While I have to wait another (dreadfully long) two weeks to see the final installment in the Middle-earth Saga I'm trying to avoid as much of the online discussion as possible so I don't come across any spoilers.  Yet even in my seclusion I can't help but notice all the debate about The Hobbit vs. The Lord of the Rings...









     It seems like most of the people who are movie-only fans and have a negative impression of The Hobbit films have constantly complained about them not living up to expectations.  "It's just not like LotR" some say while other are a bit more specific in their opinions saying thing like, "There's not enough drama."  But I would argue that The Hobbit films could never be as good as The Lord of the Rings films - at least by the standards of the average movie-goer.

     Why?  Well just look at the history of the source material.  The Hobbit was originally published in 1937 as a children's story.  Because of its commercial and critical success, the publishers asked Tolkien to write a sequel.  This "New Hobbit" would grow over the next decade and a half to become something entirely different, The Lord of the Rings.  Tolkien in his letters acknowledged over and over again how this new story was much darker, epic, romantic, and more grown up than its predecessor.  Does that make The Hobbit a bad story?  Of course not!  It's just a different kind of tale. But since The Lord of the Rings was published in the 50s it has thrown a new lens over the eyes of the reader.  This Hobbit story now fits into the much larger picture of the Third Age.  It's a piece of the puzzle, no longer simply a stand alone work.


     May I remind you also that PJ & Co. made The Lord of the Rings films first and established the relatively darker world of Middle-earth portrayed in that tale.  Can you see the predicament?  The Hobbit films from the beginning were stuck between two extremes, the relatively light-hardheartedness of the original book and the dark epic expected and loved by fans of the LotR films.  To go either way would bring disappointment to at least some group of fans.
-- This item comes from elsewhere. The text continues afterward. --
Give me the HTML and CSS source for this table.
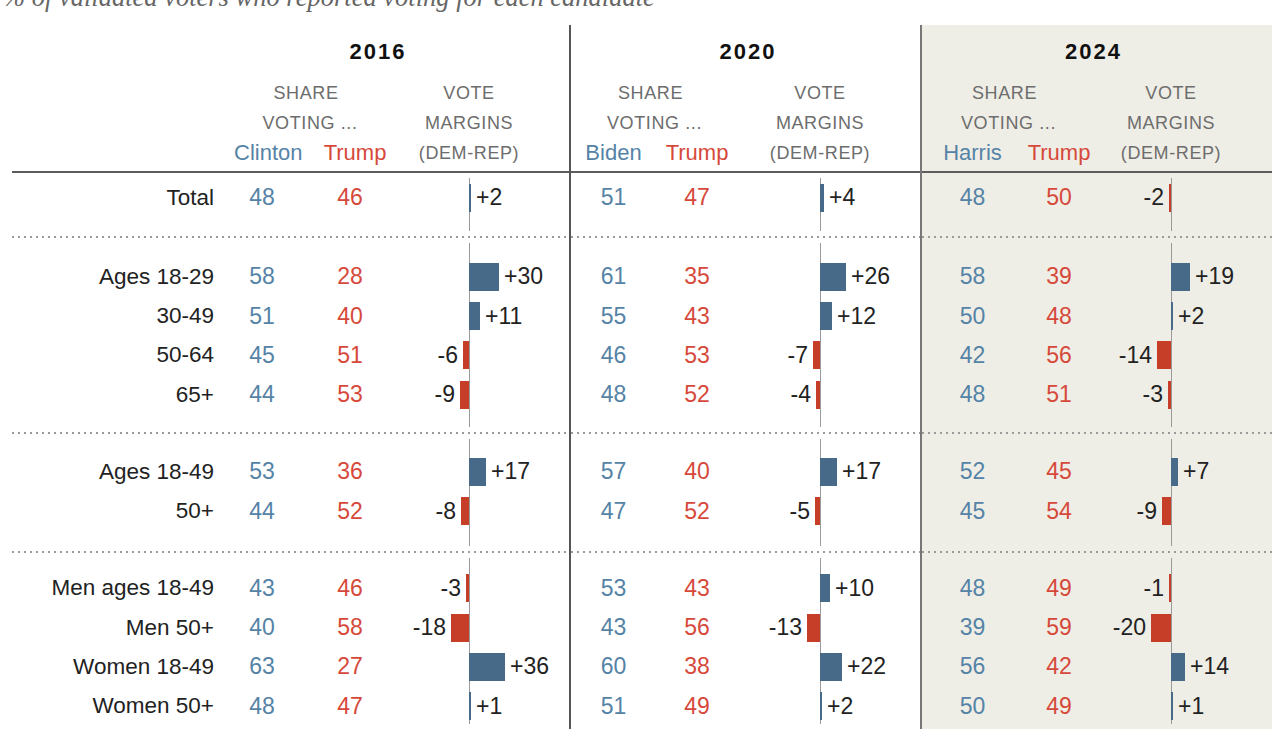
FILE: index.html
```html
<!DOCTYPE html>
<html lang="en">
<head>
<meta charset="utf-8">
<title>Validated voters by age and gender</title>
<link rel="stylesheet" href="styles.css">
</head>
<body>
<div class="caption">% of validated voters who reported voting for each candidate</div>
<div class="table">
  <div class="col labels">
    <div class="head"></div>
    <div class="group gt">
      <div class="row">Total</div>
    </div>
    <div class="sep"></div>
    <div class="group g1">
      <div class="row">Ages 18-29</div>
      <div class="row">30-49</div>
      <div class="row">50-64</div>
      <div class="row">65+</div>
    </div>
    <div class="sep"></div>
    <div class="group g2">
      <div class="row">Ages 18-49</div>
      <div class="row">50+</div>
    </div>
    <div class="sep"></div>
    <div class="group g3">
      <div class="row">Men ages 18-49</div>
      <div class="row">Men 50+</div>
      <div class="row">Women 18-49</div>
      <div class="row">Women 50+</div>
    </div>
  </div>

  <div class="col sec s16">
    <div class="head">
      <div class="year">2016</div>
      <div class="subhead">
        <div class="share">
          <div class="l1">SHARE</div>
          <div>VOTING ...</div>
          <div class="names"><span class="d">Clinton</span><span class="r">Trump</span></div>
        </div>
        <div class="vote">VOTE<br>MARGINS<br>(DEM-REP)</div>
      </div>
    </div>
    <div class="group gt">
      <div class="row"><span class="n d">48</span><span class="n r">46</span><div class="neg"></div><div class="pos"><i class="bar d" style="width:2px"></i><span class="ml">+2</span></div></div>
    </div>
    <div class="sep"></div>
    <div class="group g1">
      <div class="row"><span class="n d">58</span><span class="n r">28</span><div class="neg"></div><div class="pos"><i class="bar d" style="width:30px"></i><span class="ml">+30</span></div></div>
      <div class="row"><span class="n d">51</span><span class="n r">40</span><div class="neg"></div><div class="pos"><i class="bar d" style="width:11px"></i><span class="ml">+11</span></div></div>
      <div class="row"><span class="n d">45</span><span class="n r">51</span><div class="neg"><span class="ml">-6</span><i class="bar r" style="width:6px"></i></div><div class="pos"></div></div>
      <div class="row"><span class="n d">44</span><span class="n r">53</span><div class="neg"><span class="ml">-9</span><i class="bar r" style="width:9px"></i></div><div class="pos"></div></div>
    </div>
    <div class="sep"></div>
    <div class="group g2">
      <div class="row"><span class="n d">53</span><span class="n r">36</span><div class="neg"></div><div class="pos"><i class="bar d" style="width:17px"></i><span class="ml">+17</span></div></div>
      <div class="row"><span class="n d">44</span><span class="n r">52</span><div class="neg"><span class="ml">-8</span><i class="bar r" style="width:8px"></i></div><div class="pos"></div></div>
    </div>
    <div class="sep"></div>
    <div class="group g3">
      <div class="row"><span class="n d">43</span><span class="n r">46</span><div class="neg"><span class="ml">-3</span><i class="bar r" style="width:3px"></i></div><div class="pos"></div></div>
      <div class="row"><span class="n d">40</span><span class="n r">58</span><div class="neg"><span class="ml">-18</span><i class="bar r" style="width:18px"></i></div><div class="pos"></div></div>
      <div class="row"><span class="n d">63</span><span class="n r">27</span><div class="neg"></div><div class="pos"><i class="bar d" style="width:36px"></i><span class="ml">+36</span></div></div>
      <div class="row"><span class="n d">48</span><span class="n r">47</span><div class="neg"></div><div class="pos"><i class="bar d" style="width:1px"></i><span class="ml">+1</span></div></div>
    </div>
  </div>

  <div class="col sec s20">
    <div class="head">
      <div class="year">2020</div>
      <div class="subhead">
        <div class="share">
          <div class="l1">SHARE</div>
          <div>VOTING ...</div>
          <div class="names"><span class="d">Biden</span><span class="r">Trump</span></div>
        </div>
        <div class="vote">VOTE<br>MARGINS<br>(DEM-REP)</div>
      </div>
    </div>
    <div class="group gt">
      <div class="row"><span class="n d">51</span><span class="n r">47</span><div class="neg"></div><div class="pos"><i class="bar d" style="width:4px"></i><span class="ml">+4</span></div></div>
    </div>
    <div class="sep"></div>
    <div class="group g1">
      <div class="row"><span class="n d">61</span><span class="n r">35</span><div class="neg"></div><div class="pos"><i class="bar d" style="width:26px"></i><span class="ml">+26</span></div></div>
      <div class="row"><span class="n d">55</span><span class="n r">43</span><div class="neg"></div><div class="pos"><i class="bar d" style="width:12px"></i><span class="ml">+12</span></div></div>
      <div class="row"><span class="n d">46</span><span class="n r">53</span><div class="neg"><span class="ml">-7</span><i class="bar r" style="width:7px"></i></div><div class="pos"></div></div>
      <div class="row"><span class="n d">48</span><span class="n r">52</span><div class="neg"><span class="ml">-4</span><i class="bar r" style="width:4px"></i></div><div class="pos"></div></div>
    </div>
    <div class="sep"></div>
    <div class="group g2">
      <div class="row"><span class="n d">57</span><span class="n r">40</span><div class="neg"></div><div class="pos"><i class="bar d" style="width:17px"></i><span class="ml">+17</span></div></div>
      <div class="row"><span class="n d">47</span><span class="n r">52</span><div class="neg"><span class="ml">-5</span><i class="bar r" style="width:5px"></i></div><div class="pos"></div></div>
    </div>
    <div class="sep"></div>
    <div class="group g3">
      <div class="row"><span class="n d">53</span><span class="n r">43</span><div class="neg"></div><div class="pos"><i class="bar d" style="width:10px"></i><span class="ml">+10</span></div></div>
      <div class="row"><span class="n d">43</span><span class="n r">56</span><div class="neg"><span class="ml">-13</span><i class="bar r" style="width:13px"></i></div><div class="pos"></div></div>
      <div class="row"><span class="n d">60</span><span class="n r">38</span><div class="neg"></div><div class="pos"><i class="bar d" style="width:22px"></i><span class="ml">+22</span></div></div>
      <div class="row"><span class="n d">51</span><span class="n r">49</span><div class="neg"></div><div class="pos"><i class="bar d" style="width:2px"></i><span class="ml">+2</span></div></div>
    </div>
  </div>

  <div class="col sec s24">
    <div class="head">
      <div class="year">2024</div>
      <div class="subhead">
        <div class="share">
          <div class="l1">SHARE</div>
          <div>VOTING ...</div>
          <div class="names"><span class="d">Harris</span><span class="r">Trump</span></div>
        </div>
        <div class="vote">VOTE<br>MARGINS<br>(DEM-REP)</div>
      </div>
    </div>
    <div class="group gt">
      <div class="row"><span class="n d">48</span><span class="n r">50</span><div class="neg"><span class="ml">-2</span><i class="bar r" style="width:2px"></i></div><div class="pos"></div></div>
    </div>
    <div class="sep"></div>
    <div class="group g1">
      <div class="row"><span class="n d">58</span><span class="n r">39</span><div class="neg"></div><div class="pos"><i class="bar d" style="width:19px"></i><span class="ml">+19</span></div></div>
      <div class="row"><span class="n d">50</span><span class="n r">48</span><div class="neg"></div><div class="pos"><i class="bar d" style="width:2px"></i><span class="ml">+2</span></div></div>
      <div class="row"><span class="n d">42</span><span class="n r">56</span><div class="neg"><span class="ml">-14</span><i class="bar r" style="width:14px"></i></div><div class="pos"></div></div>
      <div class="row"><span class="n d">48</span><span class="n r">51</span><div class="neg"><span class="ml">-3</span><i class="bar r" style="width:3px"></i></div><div class="pos"></div></div>
    </div>
    <div class="sep"></div>
    <div class="group g2">
      <div class="row"><span class="n d">52</span><span class="n r">45</span><div class="neg"></div><div class="pos"><i class="bar d" style="width:7px"></i><span class="ml">+7</span></div></div>
      <div class="row"><span class="n d">45</span><span class="n r">54</span><div class="neg"><span class="ml">-9</span><i class="bar r" style="width:9px"></i></div><div class="pos"></div></div>
    </div>
    <div class="sep"></div>
    <div class="group g3">
      <div class="row"><span class="n d">48</span><span class="n r">49</span><div class="neg"><span class="ml">-1</span><i class="bar r" style="width:1px"></i></div><div class="pos"></div></div>
      <div class="row"><span class="n d">39</span><span class="n r">59</span><div class="neg"><span class="ml">-20</span><i class="bar r" style="width:20px"></i></div><div class="pos"></div></div>
      <div class="row"><span class="n d">56</span><span class="n r">42</span><div class="neg"></div><div class="pos"><i class="bar d" style="width:14px"></i><span class="ml">+14</span></div></div>
      <div class="row"><span class="n d">50</span><span class="n r">49</span><div class="neg"></div><div class="pos"><i class="bar d" style="width:1px"></i><span class="ml">+1</span></div></div>
    </div>
  </div>
</div>
</body>
</html>
```
FILE: styles.css
```css
* { box-sizing: border-box; }
html, body { margin: 0; padding: 0; background: #fff; }
body {
  font-family: "Liberation Sans", Arial, sans-serif;
  color: #222;
  overflow: hidden;
}

.caption {
  font-family: "Liberation Serif", "Times New Roman", serif;
  font-style: italic;
  font-size: 26.5px;
  line-height: 24px;
  height: 24px;
  color: #666;
  padding-left: 3px;
  white-space: nowrap;
  position: relative;
  top: -15px;
}

.table {
  display: flex;
  margin-top: 1px;
  padding-left: 12px;
}

.col { display: flex; flex-direction: column; }

.head {
  height: 148px;
  border-bottom: 2px solid #5c5c5c;
  padding-top: 12px;
}

.labels { width: 210px; }
.labels .row {
  justify-content: flex-end;
  padding-right: 8px;
  font-size: 22.5px;
}

.row {
  height: 39.25px;
  display: flex;
  align-items: center;
}

.s16 { width: 347px; --a: 80px; --b: 96px; --n: 71px; --ax: 247px; }
.s20 { width: 351px; border-left: 2px solid #555; --a: 85px; --b: 82px; --n: 82px; --ax: 249px; }
.s24 { width: 352px; border-left: 2px solid #777; background: #efeee6; --a: 101px; --b: 72px; --n: 76px; --ax: 249px; }

.year {
  font-weight: bold;
  font-size: 22px;
  line-height: 30px;
  letter-spacing: 2px;
  text-align: center;
  color: #111;
}
.s16 .year { padding-right: 35px; }
.s20 .year { padding-left: 5px; }
.s24 .year { padding-right: 7px; }

.subhead {
  margin-top: 11px;
  display: grid;
  grid-template-columns: calc(var(--a) + var(--b)) calc(var(--n) * 2);
}

.share, .vote {
  font-size: 18px;
  line-height: 30px;
  letter-spacing: 0.6px;
  color: #6d6d6d;
  text-align: center;
  white-space: nowrap;
}
.share .l1 { padding-right: 8px; }

.names {
  display: grid;
  grid-template-columns: var(--a) var(--b);
  font-size: 22px;
  letter-spacing: 0;
}
.s16 .names .d { padding-left: 12px; }
.s16 .names .r { padding-left: 10px; }

.d { color: #5583a6; }
.r { color: #d6493a; }

.sec .row {
  display: grid;
  grid-template-columns: var(--a) var(--b) var(--n) 1fr;
  align-items: center;
  font-size: 23px;
}

.n { text-align: center; }

.neg, .pos {
  display: flex;
  align-items: center;
  gap: 5px;
}
.neg { justify-content: flex-end; }

.bar {
  display: block;
  height: 28px;
  min-width: 2px;
  flex: none;
}
.bar.d { background: #466a87; }
.bar.r { background: #c63d28; }

.ml { color: #222; font-size: 23px; }

.group {
  background-image: linear-gradient(#9a9a9a, #9a9a9a);
  background-repeat: no-repeat;
  background-size: 1px calc(100% - 10px);
  background-position: var(--ax) 5px;
}
.labels .group { background-image: none; }

.gt { padding: 5px 0 19px; }
.g1 { padding: 19px 0 18px; }
.g2 { padding: 18px 0 20px; }
.g3 { padding: 16px 0 3px; }

.sep {
  height: 2px;
  background-image: linear-gradient(to right, #9a9a9a 2px, transparent 2px);
  background-size: 6px 2px;
}
```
     Instead, PJ & Co. have done what I think is probably the most logical thing to do.  Because most everybody in the present age looks at The Hobbit in light of The Lord of the Rings they tried to essentially re-tell the story of The Hobbit in a way more similar in the style and tone of The Lord of the Rings (an endeavor attempted by Tolkien in the 60s) while still retaining some of the lightness and humor.  By doing so, PJ thrust himself between two opposing viewpoints.  Of course, some people haven't been happy about it.  Many of the movie-fans hungry for an epic quest have been a bit let down while some book fans have missed the more whimsical spirit of the original.  In this post I'm specifically trying to address those movie-fans by saying this: The Hobbit films could never be like The Lord of the Rings films because The Hobbit book is very different from The Lord of the Rings book.  Even though Peter Jackson has embellished a lot, The Hobbit films were never intended to out-do or match LotR in terms of scope, drama, and breadth.  That alone doesn't make them bad films with no character arcs or gorgeous and varied topography (things which these films have a lot of!). It means that they are different and different does not necessarily mean worse than or not as good as.  While they are part of the same grand story they are two distinct trilogies with different tales to tell.  A direct one on one comparison is ridiculous.



     Instead of constantly bashing The Hobbit for not being like The Lord of the Rings, I think Ringers and Tolkienists alike need to understand where Peter Jackson has been coming from and examine how he has balanced his re-telling between the LotR-esque epic and the whimsical children's tale.  Do the visual gags inter-spliced in action scenes bring the same kind of humor found in the original or do they subtract from the epic, grandiose side of the storytelling?  How does the "cleaner" look of the films visually give it a different tone from LotR?  What are the benefits and disadvantages of this?  How does it reflect the spirit of the original?  We as a fan-base need to move past the LotR vs. Hobbit debates and value and/or criticize each on their own merits.